#### ENTRIES SUPPLIED ####

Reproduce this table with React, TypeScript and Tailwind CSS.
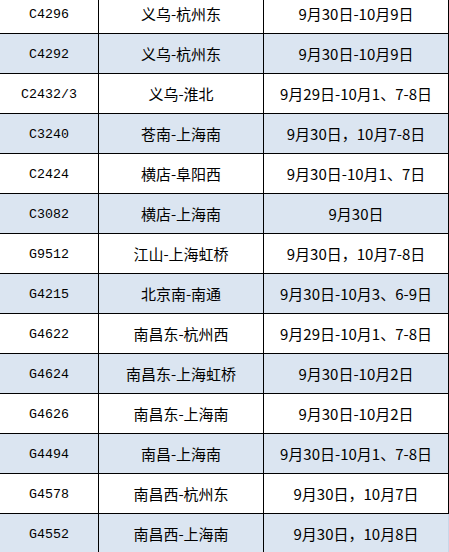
import React from 'react';

const rows: [string, string, string][] = [
  ['C4296', '义乌-杭州东', '9月30日-10月9日'],
  ['C4292', '义乌-杭州东', '9月30日-10月9日'],
  ['C2432/3', '义乌-淮北', '9月29日-10月1、7-8日'],
  ['C3240', '苍南-上海南', '9月30日，10月7-8日'],
  ['C2424', '横店-阜阳西', '9月30日-10月1、7日'],
  ['C3082', '横店-上海南', '9月30日'],
  ['G9512', '江山-上海虹桥', '9月30日，10月7-8日'],
  ['G4215', '北京南-南通', '9月30日-10月3、6-9日'],
  ['G4622', '南昌东-杭州西', '9月29日-10月1、7-8日'],
  ['G4624', '南昌东-上海虹桥', '9月30日-10月2日'],
  ['G4626', '南昌东-上海南', '9月30日-10月2日'],
  ['G4494', '南昌-上海南', '9月30日-10月1、7-8日'],
  ['G4578', '南昌西-杭州东', '9月30日，10月7日'],
  ['G4552', '南昌西-上海南', '9月30日，10月8日'],
];

export default function App() {
  return (
    <div className="w-[449px] h-[552px] overflow-hidden bg-white text-black">
      <div className="-mt-[6px]">
        {rows.map(([train, route, dates], i) => (
          <div
            key={train}
            className={`grid grid-cols-[99px_165px_185px] h-[40px] border-b border-black ${
              i % 2 === 1 ? 'bg-[#dbe5f1]' : 'bg-white'
            }`}
          >
            <div className="flex items-center justify-center border-r border-black font-['Liberation_Mono',monospace] text-[13.3px] leading-none pt-[3px]">
              {train}
            </div>
            <div className="flex items-center justify-center border-r border-black font-['Noto_Sans_CJK_SC',sans-serif] text-[15px] leading-none">
              {route}
            </div>
            <div
              className={`flex items-center justify-center border-r font-['Noto_Sans_CJK_SC',sans-serif] text-[15px] leading-none ${
                i === rows.length - 1 ? 'border-[#c9d6e8]' : 'border-black'
              }`}
            >
              {dates}
            </div>
          </div>
        ))}
      </div>
    </div>
  );
}
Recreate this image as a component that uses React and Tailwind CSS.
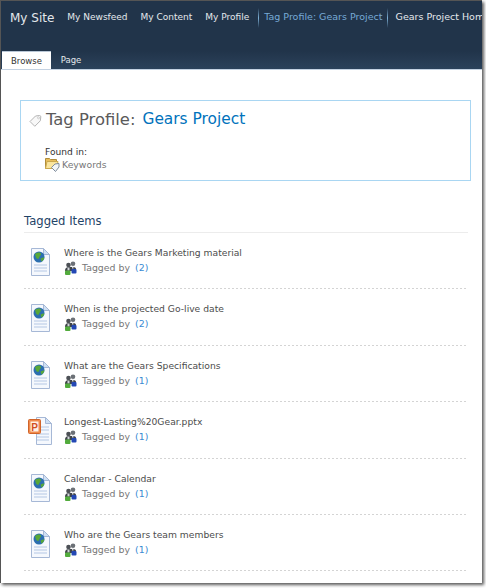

####

-- EXERCISE PROMPT --
Pictures in the records must not appear in the copy; transcribe everything else precisely.

-- SOLUTION BELOW --
Reproduce this table with React, TypeScript and Tailwind CSS.
import React from 'react';

const rows: [string, string, string][] = [
  ['C4296', '义乌-杭州东', '9月30日-10月9日'],
  ['C4292', '义乌-杭州东', '9月30日-10月9日'],
  ['C2432/3', '义乌-淮北', '9月29日-10月1、7-8日'],
  ['C3240', '苍南-上海南', '9月30日，10月7-8日'],
  ['C2424', '横店-阜阳西', '9月30日-10月1、7日'],
  ['C3082', '横店-上海南', '9月30日'],
  ['G9512', '江山-上海虹桥', '9月30日，10月7-8日'],
  ['G4215', '北京南-南通', '9月30日-10月3、6-9日'],
  ['G4622', '南昌东-杭州西', '9月29日-10月1、7-8日'],
  ['G4624', '南昌东-上海虹桥', '9月30日-10月2日'],
  ['G4626', '南昌东-上海南', '9月30日-10月2日'],
  ['G4494', '南昌-上海南', '9月30日-10月1、7-8日'],
  ['G4578', '南昌西-杭州东', '9月30日，10月7日'],
  ['G4552', '南昌西-上海南', '9月30日，10月8日'],
];

export default function App() {
  return (
    <div className="w-[449px] h-[552px] overflow-hidden bg-white text-black">
      <div className="-mt-[6px]">
        {rows.map(([train, route, dates], i) => (
          <div
            key={train}
            className={`grid grid-cols-[99px_165px_185px] h-[40px] border-b border-black ${
              i % 2 === 1 ? 'bg-[#dbe5f1]' : 'bg-white'
            }`}
          >
            <div className="flex items-center justify-center border-r border-black font-['Liberation_Mono',monospace] text-[13.3px] leading-none pt-[3px]">
              {train}
            </div>
            <div className="flex items-center justify-center border-r border-black font-['Noto_Sans_CJK_SC',sans-serif] text-[15px] leading-none">
              {route}
            </div>
            <div
              className={`flex items-center justify-center border-r font-['Noto_Sans_CJK_SC',sans-serif] text-[15px] leading-none ${
                i === rows.length - 1 ? 'border-[#c9d6e8]' : 'border-black'
              }`}
            >
              {dates}
            </div>
          </div>
        ))}
      </div>
    </div>
  );
}
Recreate this image as a component that uses React and Tailwind CSS.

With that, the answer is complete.